Posted on August 31, 2013 by | Posted in about LibriVox, Books, For Volunteers, Monthly Picks, News | Comments: 2 Comments on Unreadable

Banned Books Week gives us a good excuse to contemplate past and current cencorship with 10 gems – all banned at some time and place – from our catalogue.

Let’s start with Areopagitica, a small pamphlet written by John Milton opposing the censorship laws in the UK at the time – and promptly banned by their application to the text.

Censorship is not a new phenomenon. The epic poem Jerusalem Delivered, describing the first crusade, written in 1581 by Torquato Tasso, was banned for undermining the rule of the French kings.

Governments still don’t like to be criticised. The Social Contract, Jean-Jacques Rousseau’s thoughts about political justice is banned today in Iran.

You can’t please everyone at the same time. Adam Smith’s book on economy The Wealth of Nations was banned in the UK and France for criticising mercantilism and in communist countries for being too capitalist in its views.

Voltaire’s satire on religion and philosophy, Candide was widely banned, for example by Geneva and Paris, and was put on the Church index of forbidden books as well. We also have this book in the original French and in a German translation.

The Catholic Church was always keen on protecting her sheep, and many author’s complete oevre made it onto the index. Emile Zola is only one of them, and his book L’Assommoir about the conditions of the working class in Paris.

Jack London’s Call of the Wild about a freedom seeking dog was deemed too radical for Italy and Yugoslavia in 1929 and it was subsequently burned by the Nazis. We have this book in a Dutch translation as well.
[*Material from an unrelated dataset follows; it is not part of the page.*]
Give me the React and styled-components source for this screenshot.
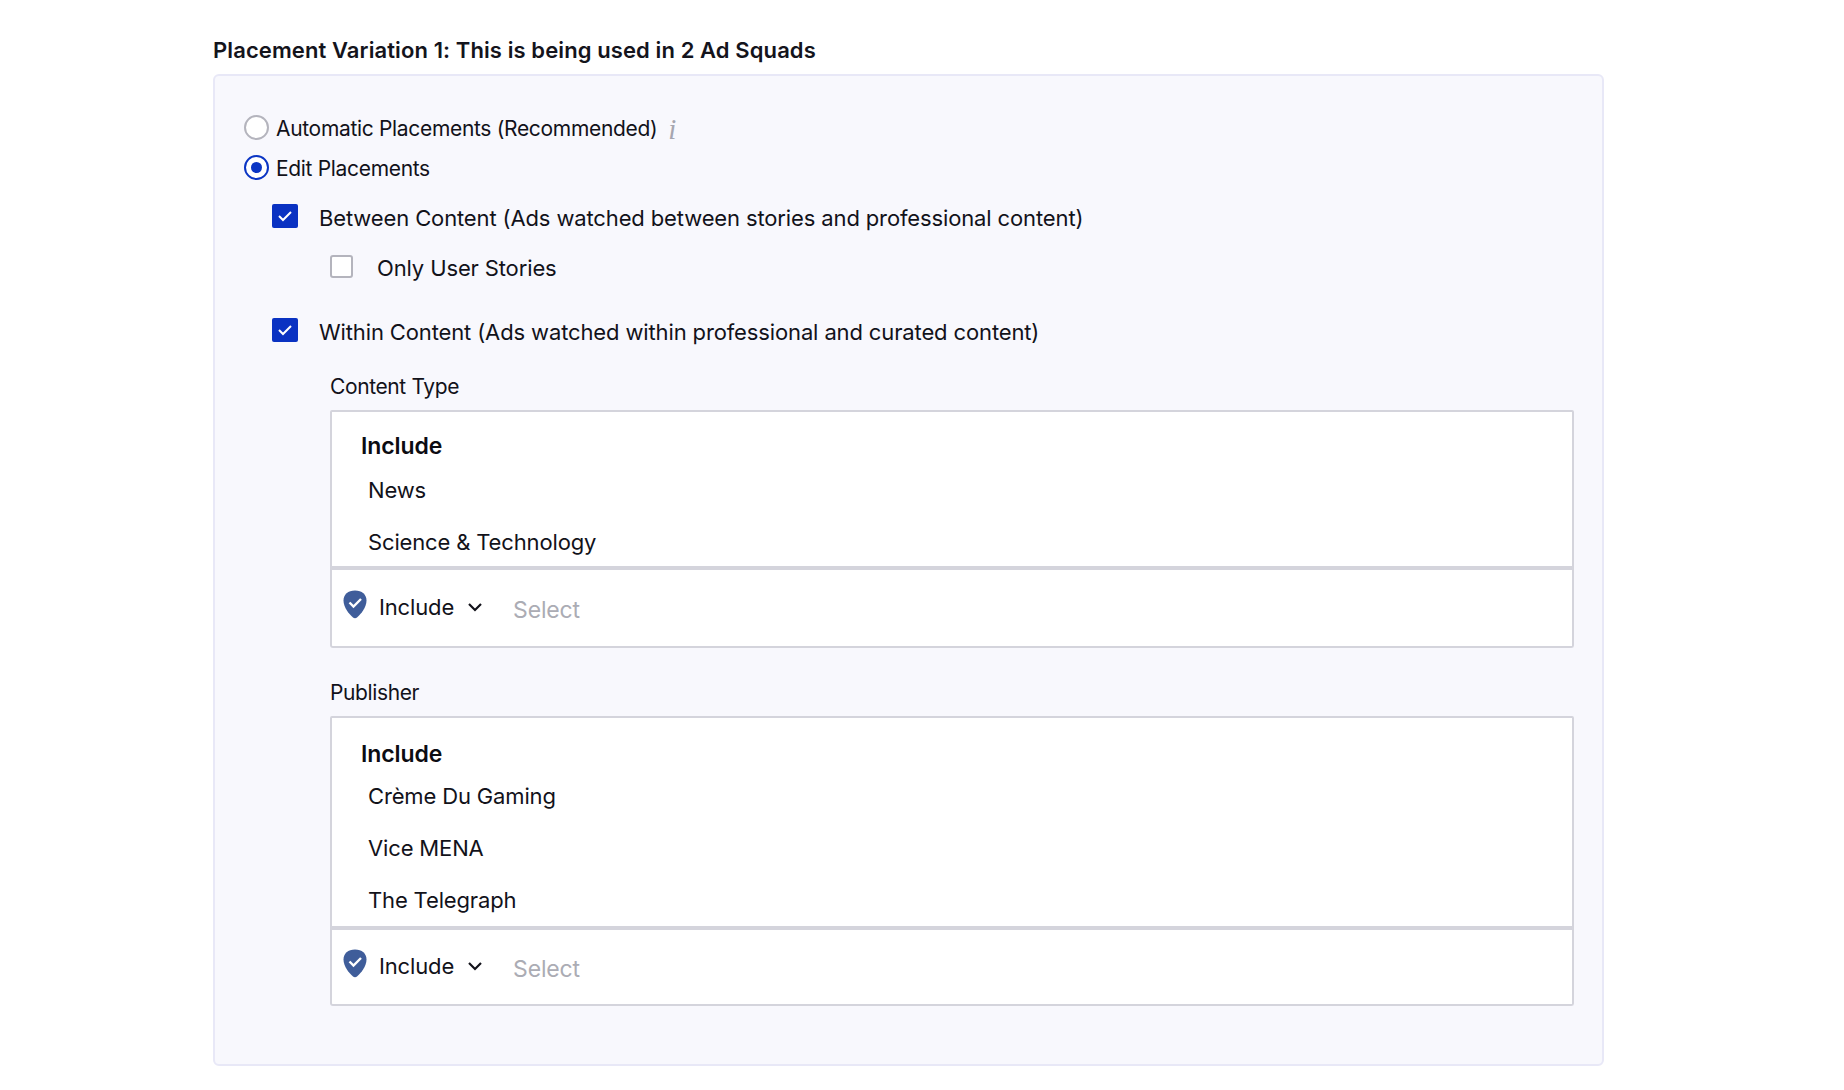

South Africa banned Black Beauty by Anna Sewell – because of the contents advocating animal welfare? No, because of the word “Black” in the title…

Somewhat better to understand is the 1821 US ban on grounds of obscenity of John Cleland’s Fanny Hill: Memoirs of a Woman of Pleasure, published in 1748. The ban was lifted only in 1966.

Probably the worst type of censorship is self-censorship by authors and publishers. The – at first anonymously published – pamphlet 1601 by Mark Twain was deemed unprintable until the 1960s. Times have changed though and we have produced a dramatic reading of it.

Enjoy – and: Free Speech for everyone!